Each Application must include:
a) A letter (one page limit, 11 point font) from the investigator, which briefly summarizes the investigator’s plans and demonstrates how the project fits with the goals of the Center. The letter should also describe what other efforts are, have been or will be made to obtain funding for the project.
b) If a Competing Renewal of a previously funded BSC grant, provide a two-year progress report including the following:

  1. A summary of the original proposed specific aims and time table for completion (0.5 – 1 page);
  2. A summary of the experimental results obtained and conclusions drawn relative to each of the original specific aims (4-5 pages; if additional space is required for figures/photos etc., please include as an Appendix)
  3. A listing of submitted grants resulting from this funded project
  4. A listing of manuscripts or publications resulting from this funded project

c) Applicant’s NIH-Style Biographical Sketch (2 pages maximum) on NIH Form PHS398.
d) Other Support (no page limit) to include a description  of other support from all external and internal funding  sources  including,  but  not  limited  to,  grants,  contracts,  endowments,  gift accounts, departmental reserves, and departmental start-up funds and the amounts and dates covered by such support.

e)  Budget and Budget Justification (three page limit). The budget pages should be in NIH style and include the major categories of all expenses as well as a detailed budget justification and the percentage effort that key personnel will devote to the project. No indirect costs will be provided with an award.  For multi-year proposals, estimates for those years and appropriate justification of expenses should be provided.

f)  Scientific Plan (maximum of six pages including illustrations and legends) to  include:   (1)   Specific Aims (no more than one page), (2) Background and Significance (no more than two pages), (3) Experimental plan (no more than three pages), and (4) References (without page limit).  Appendix material of any kind will not be accepted.  Font size, line spacing and margins of the Scientific Plan should follow NIH Guidelines.

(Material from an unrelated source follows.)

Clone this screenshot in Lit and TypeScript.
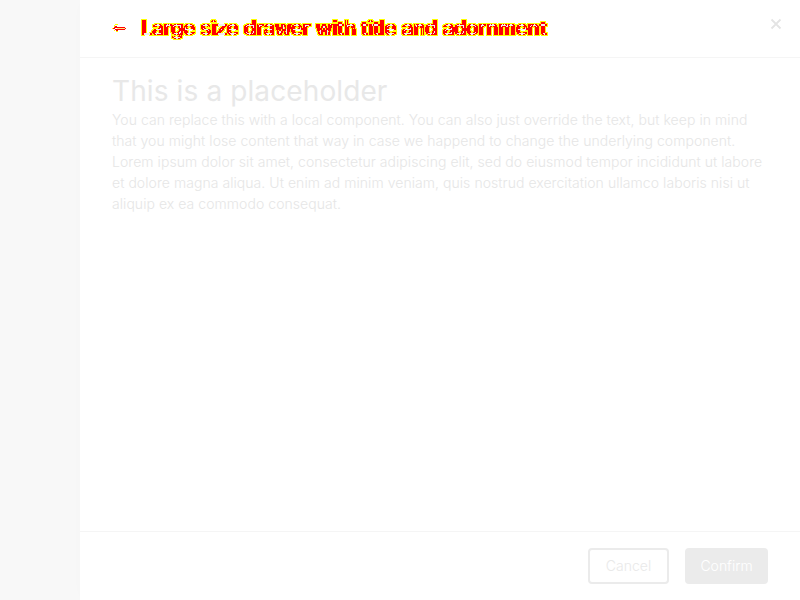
import { LitElement, html, css } from "lit";
import { customElement } from "lit/decorators.js";

@customElement("app-root")
export class AppRoot extends LitElement {
  static styles = css`
    :host {
      display: flex;
      height: 600px;
      background: #f8f8f8;
      font-family: Inter, "Liberation Sans", sans-serif;
      font-size: 14px;
      color: #e6e6e6;
      overflow: hidden;
    }
    * { box-sizing: border-box; }
    .drawer {
      width: 720px;
      margin-left: auto;
      display: flex;
      flex-direction: column;
      background: #fff;
      box-shadow: 0 0 16px rgba(0, 0, 0, 0.01);
    }
    header {
      height: 58px;
      flex: none;
      display: flex;
      align-items: center;
      padding: 0 16px 0 32px;
      border-bottom: 1px solid #f5f5f5;
    }
    .back { width: 16px; height: 12px; flex: none; }
    .defs { width: 0; height: 0; flex: none; }
    .title {
      margin: 0 0 0 12px;
      font-size: 20px;
      line-height: 27px;
      font-weight: 500;
      letter-spacing: -0.05px;
      color: #f00;
      white-space: nowrap;
      filter: url(#ghost);
    }
    .close { width: 16px; height: 16px; margin: 0 0 9px auto; }
    main { flex: 1; padding: 16px 32px; }
    h1 {
      margin: 0;
      font-weight: 400;
      font-size: 28px;
      line-height: 35px;
      letter-spacing: 0.11px;
      color: #e8e8e8;
    }
    p { margin: 0; line-height: 21px; font-weight: 300; letter-spacing: 0.054px; }
    footer {
      height: 69px;
      display: flex;
      justify-content: flex-end;
      align-items: center;
      gap: 16px;
      padding: 0 32px;
      border-top: 1px solid #f5f5f5;
    }
    button {
      height: 36px;
      padding: 0 0 2px;
      font: inherit;
      font-weight: 300;
      border: 2px solid #ebebeb;
      border-radius: 4px;
      background: #fff;
      color: #e9e9e9;
    }
    .cancel { width: 81px; }
    .confirm { width: 83px; background: #ebebeb; color: #fff; }
  `;

  render() {
    return html`
      <section class="drawer">
        <header>
          <svg class="defs">
            <filter id="ghost" x="-2%" y="-10%" width="104%" height="120%" color-interpolation-filters="sRGB">
              <feComponentTransfer in="SourceAlpha" result="core">
                <feFuncA type="discrete" tableValues="0 0 0 1 1" />
              </feComponentTransfer>
              <feOffset in="core" dx="2" result="core2" />
              <feComposite in="core" in2="core2" operator="xor" result="mask" />
              <feComposite in="core" in2="core2" operator="in" result="both" />
              <feMorphology in="mask" operator="dilate" radius="1" result="grown" />
              <feComposite in="grown" in2="both" operator="out" result="edge" />
              <feFlood flood-color="#ff0" />
              <feComposite in2="edge" operator="in" result="yellow" />
              <feFlood flood-color="#f00" />
              <feComposite in2="mask" operator="in" result="red" />
              <feFlood flood-color="#eee" />
              <feComposite in2="both" operator="in" result="gray" />
              <feMerge>
                <feMergeNode in="gray" />
                <feMergeNode in="yellow" />
                <feMergeNode in="red" />
              </feMerge>
            </filter>
          </svg>
          <svg class="back" viewBox="0 0 16 12" shape-rendering="crispEdges">
            <path d="M0 5h2v1h-2zM3 1h3v1h-3zM2 2h1v2h-1zM2 7h1v1h-1zM4 8h2v1h-2zM6 4h7v1h-7z" fill="#ff0" />
            <path d="M1 5h2v1h-2zM3 3h2v1h-2zM2 4h11v1h-11zM3 6h10v1h-10zM13 5h1v1h-1zM4 7h2v1h-2z" fill="#f00" />
            <path d="M5 5h8v1h-8z" fill="#ffe680" />
          </svg>
          <h2 class="title">Large size drawer with title and adornment</h2>
          <svg class="close" viewBox="0 0 16 16">
            <path d="M3.5 3.5l9 9M12.5 3.5l-9 9" stroke="#e4e4e4" stroke-width="1.8" fill="none" />
          </svg>
        </header>
        <main>
          <h1>This is a placeholder</h1>
          <p>You can replace this with a local component. You can also just override the text, but keep in mind that you might lose content that way in case we happend to change the underlying component. Lorem ipsum dolor sit amet, consectetur adipiscing elit, sed do eiusmod tempor incididunt ut labore et dolore magna aliqua. Ut enim ad minim veniam, quis nostrud exercitation ullamco laboris nisi ut aliquip ex ea commodo consequat.</p>
        </main>
        <footer>
          <button class="cancel">Cancel</button>
          <button class="confirm">Confirm</button>
        </footer>
      </section>
    `;
  }
}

g)  A  letter  of support  from  the  investigator’s  chairperson,  which  includes  an  approval of the Principal Investigator’s percentage effort devoted to the project.

IV. Review Criteria

The Scientific Review Board of the Bentsen Stroke Center will evaluate the applications according to the following criteria:

a) Scientific Merit and Innovation
b) Project Consistency with Center’s goals
c) Collaborative Potential
d) Potential for leading to multiple grant applications (R01) in Years 2 or 3, and to a program, project or center grant in Years 3 or 4
e) Potential for leading to the initiation of Phase I/ IIA clinical trials in which newly developed cell therapies are tested in stroke patients

V. Deadline

Grant applications may be submitted by December 2, 2013 to msresearchcommittee@uth.tmc.edu and will be reviewed by the Scientific Review Board.

The major goal of the BSC is to build a team of researchers with common interests. To help achieve  this goal all recipients  of awards  will be expected  to attend  monthly  meetings  during which  time  investigators  report  on their  progress  and  on  matters  related  to  the  goals of  the Center. The BSC will also run a funded seminar program thematically related to the work in the Center.  All investigators and their scientific staff will be expected to attend.

The Scientific Review Board will require a yearly progress report and a final report at the end of the term of the award if it exceeds one year.  Continuation of funding for multi-year awards will be dependent on suitable progress. Awards will be made with the understanding that investigators will submit a R01 or its equivalent within two or three years after initial receipt of BSC funding.